Later we bought a camper, and one of our first trips was to Dry Falls Lake in the Columbia Basin. We spent the night in a nearby campground where the wind—great howling, screaming gusts of it—buffeted and shook the camper all night long. Sleep was out of the question and so was fishing the next morning. A local radio station reported the wind speed steady at 63 miles per hour, with higher gusts. When I opened the truck door, the wind blew it shut so hard it sprang the lock.

My worst experience with the wind in British Columbia was on Hihium Lake. My wife and I had been fishing in a sheltered bay and didn't realize how strongly the wind was blowing on the open lake. When we started out on the long run back to our cabin on the far shore, we suddenly found ourselves heading into the teeth of a terrific gale, with four- and five-foot waves crashing over the bow of our boat.
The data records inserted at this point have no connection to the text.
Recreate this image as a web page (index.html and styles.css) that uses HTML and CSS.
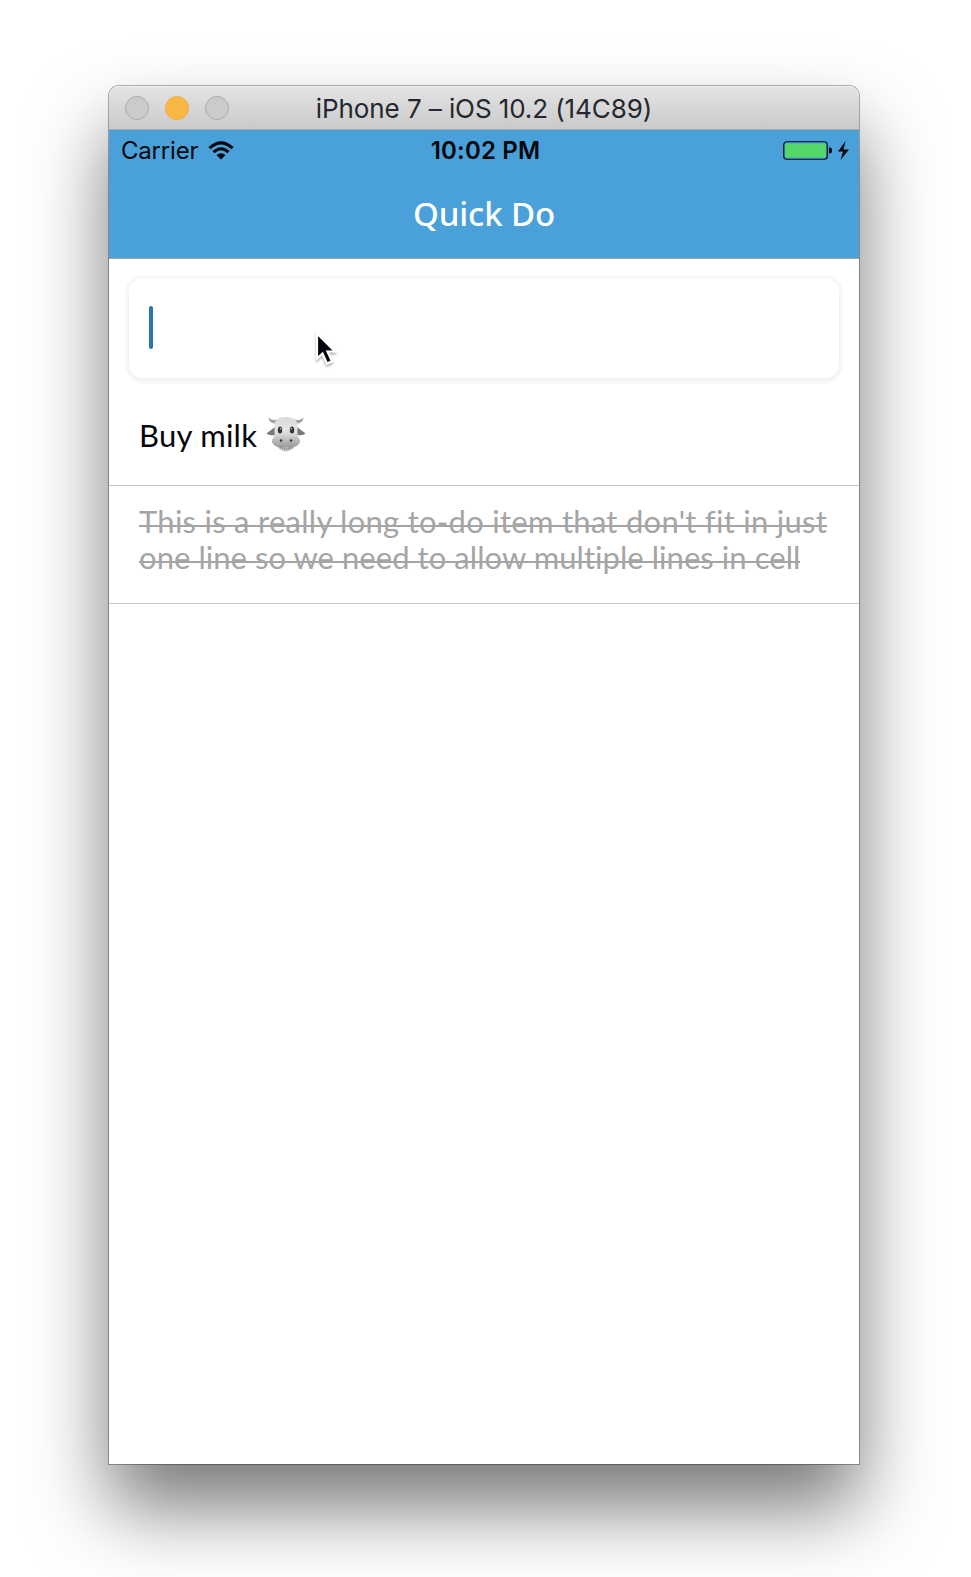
FILE: index.html
```html
<!DOCTYPE html>
<html lang="en">
<head>
<meta charset="utf-8">
<title>Quick Do</title>
<link rel="stylesheet" href="styles.css">
</head>
<body>
<main class="window">
  <header class="titlebar">
    <div class="lights"><i class="light"></i><i class="light minimize"></i><i class="light"></i></div>
    <span class="window-title">iPhone 7 – iOS 10.2 (14C89)</span>
  </header>
  <section class="navbar">
    <div class="status">
      <div class="carrier"><span class="carrier-name">Carrier</span>
        <svg class="wifi" width="26" height="20" viewBox="0 0 26 20"><g fill="none" stroke="#05070c" stroke-width="3"><path d="M1.5 7.2Q13-3.6 24.500 7.200"/><path d="M5.500 11.200Q13 4.200 20.500 11.200"/></g><path fill="#05070c" d="M8.500 14Q13 10.500 17.500 14L13 18.600Z"/></svg>
      </div>
      <span class="clock">10:02 PM</span>
      <div class="power">
        <svg width="67" height="20" viewBox="0 0 67 20"><rect x=".75" y=".75" width="43.500" height="17.500" rx="3" fill="none" stroke="#05070c" stroke-width="1.200"/><rect x="2" y="2.500" width="41" height="14" rx="1" fill="#53d769"/><path d="M46 6.500h1q2 0 2 3t-2 3h-1z" fill="#05070c"/><path d="M62.500 0L55 10.500h5L57.500 19 66 8.500h-5.500z" fill="#05070c"/></svg>
      </div>
    </div>
    <h1 class="app-title">Quick Do</h1>
  </section>
  <section class="content">
    <div class="entry"><span class="caret"></span></div>
    <div class="todo first"><span class="line buy">Buy milk</span>
      <svg class="cow" width="40" height="36" viewBox="0 0 40 36">
        <defs><linearGradient id="face" x2="0" y2="1"><stop stop-color="#d8d8d8"/><stop offset=".5" stop-color="#e6e6e6"/><stop offset="1" stop-color="#c4c4c4"/></linearGradient><linearGradient id="muzzle" x2="0" y2="1"><stop stop-color="#d2d2d2"/><stop offset="1" stop-color="#999"/></linearGradient></defs>
        <path d="M9 11L.5 17.500Q3 20 9 19zM31 11l8.500 6.500Q37 20 31 19z" fill="#777"/>
        <path d="M2.500 1Q5 5 12 3.500l1 4Q3 9 2.500 1zM37.500 1Q35 5 28 3.500l-1 4Q37 9 37.500 1z" fill="#a2a2a2"/>
        <path d="M10 28Q12 34 20 35.500Q28 34 30 28z" fill="#bcbcbc"/>
        <path d="M8.500 7Q11 1 20 1T31.500 7V21L30 25H10L8.500 21z" fill="url(#face)"/>
        <path d="M9 20Q20 18 31 20Q36 24 33 28Q29 32.500 20 31Q11 32.500 7 28Q4 24 9 20z" fill="url(#muzzle)"/>
        <ellipse cx="14" cy="14" rx="2.200" ry="3.500" fill="#30343a"/><ellipse cx="26" cy="14" rx="2.200" ry="3.500" fill="#30343a"/><circle cx="14.500" cy="12.800" r=".8" fill="#ddd"/><circle cx="25.500" cy="12.800" r=".8" fill="#ddd"/>
        <circle cx="15" cy="24.500" r="1.200" fill="#333"/><circle cx="25" cy="24.500" r="1.200" fill="#333"/>
        <path d="M14 31.500Q20 33.500 26 31.500" stroke="#888" stroke-width="1.500" stroke-dasharray="1 1" fill="none"/>
      </svg>
    </div>
    <div class="todo done"><span class="line l1">This is a really long to-do item that don't fit in just</span><span class="line l2">one line so we need to allow multiple lines in cell</span></div>
  </section>
  <svg class="pointer" width="28" height="38" viewBox="0 0 28 38"><path d="M3 2.500V27.500L8.500 22.500 13 32.500 18 30.300 13.500 20.500H21z" fill="#05070c" stroke="#fff" stroke-width="2.200"/></svg>
</main>
</body>
</html>
```
FILE: styles.css
```css
body { display: flow-root; margin: 0; height: 1577px; overflow: hidden; background: #fff; }
.window {
  position: relative; width: 750px; height: 1378px; margin: 86px 0 0 109px;
  display: flex; flex-direction: column; background: #fff;
  border-radius: 10px 10px 0 0;
  box-shadow: 0 0 0 1px rgba(0,0,0,.3), 0 44px 78px rgba(0,0,0,.53);
}
.titlebar {
  box-sizing: border-box; height: 44px; display: grid; grid-template-columns: 1fr auto 1fr; align-items: center;
  padding: 0 16px; border-bottom: 1px solid #adadad; border-radius: 10px 10px 0 0;
  background: linear-gradient(#e4e4e4, #cacaca); box-shadow: inset 0 1px #f3f3f3;
}
.lights { display: flex; gap: 16px; }
.light { box-sizing: border-box; width: 24px; height: 24px; border: 1px solid #acacac; border-radius: 50%; background: #cbcbcb; }
.minimize { background: #fab745; border-color: #efad43; }
.window-title { padding-top: 2px; font: 26px/42px Inter, sans-serif; letter-spacing: -.09px; color: #24282e; white-space: nowrap; }
.navbar { box-sizing: border-box; height: 129px; background: #4aa0d8; border-bottom: 1px solid #a5a5a5; }
.status { display: grid; grid-template-columns: 1fr auto 1fr; align-items: center; height: 42px; padding: 0 9px 0 12px; font: 24px/42px Inter, sans-serif; color: #05070c; }
.carrier { display: flex; align-items: center; gap: 10px; letter-spacing: -.2px; }
.clock { font-weight: 600; letter-spacing: .2px; }
.power { display: flex; justify-content: flex-end; }
.app-title { margin: 21px 0 0; text-align: center; font: 500 33px/42px "Noto Sans", sans-serif; letter-spacing: -.1px; color: #fff; }
.content { flex: 1; padding-top: 19px; }
.entry { box-sizing: border-box; height: 100px; margin: 0 20px; padding: 28px 20px; border-radius: 14px; background: #fff; box-shadow: 0 2px 0 1px #f2f4f4, 0 1.500px 0 4px #f6f7f7; }
.caret { display: block; width: 4px; height: 43px; border-radius: 2px; background: #2f72b2; }
.todo { box-sizing: border-box; padding: 0 30px; border-bottom: 1px solid #c6c6c6; font: 31px/36px Lato, sans-serif; font-variant-ligatures: none; color: #05070c; }
.first { display: flex; gap: 9px; height: 108px; padding-top: 39px; }
.cow { margin-top: -1px; }
.done { height: 118px; padding-top: 17px; color: #a5a5a5; }
.line { display: block; width: max-content; white-space: nowrap; }
.buy { letter-spacing: .25px; }
.l1 { letter-spacing: .27px; }
.l2 { letter-spacing: .05px; }
.done .line { background: linear-gradient(#a5a5a5, #a5a5a5) 0 22px / 100% 2px no-repeat; }
.pointer { position: absolute; left: 205px; top: 245px; filter: drop-shadow(0 2px 1px rgba(0,0,0,.3)); }
```
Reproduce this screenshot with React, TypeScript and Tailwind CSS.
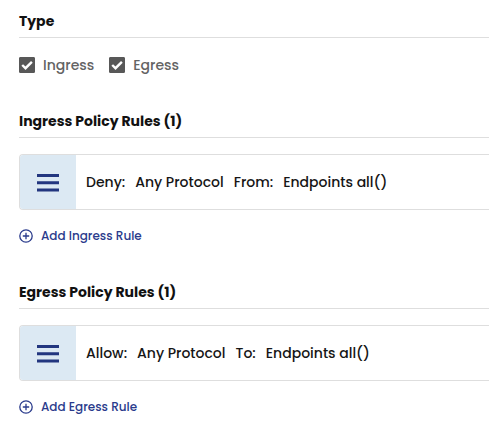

We hadn't gone a hundred yards before the boat was half full of water, and it was obvious we wouldn't make it. I circled back into the bay, and we beached the boat and bailed it out.

By early evening the wind still hadn't abated, but we decided to try again to make the crossing before it got too dark to see. The second attempt was no more successful than the first, and once more we retreated to the shelter of the bay. It was nearly dark by then, so we left the boat and hiked to a nearby vacant cabin whose owner we knew, and forced the lock to gain entry.

Once inside, we took stock of our meager resources: a jar of peanut butter and some crackers. The cabin itself had firewood and a coal-oil lantern, so we built a fire, pulled a mattress from a bunk and placed it on the floor in front of the stove. Then we "dined" on peanut butter and crackers and settled down to spend the night.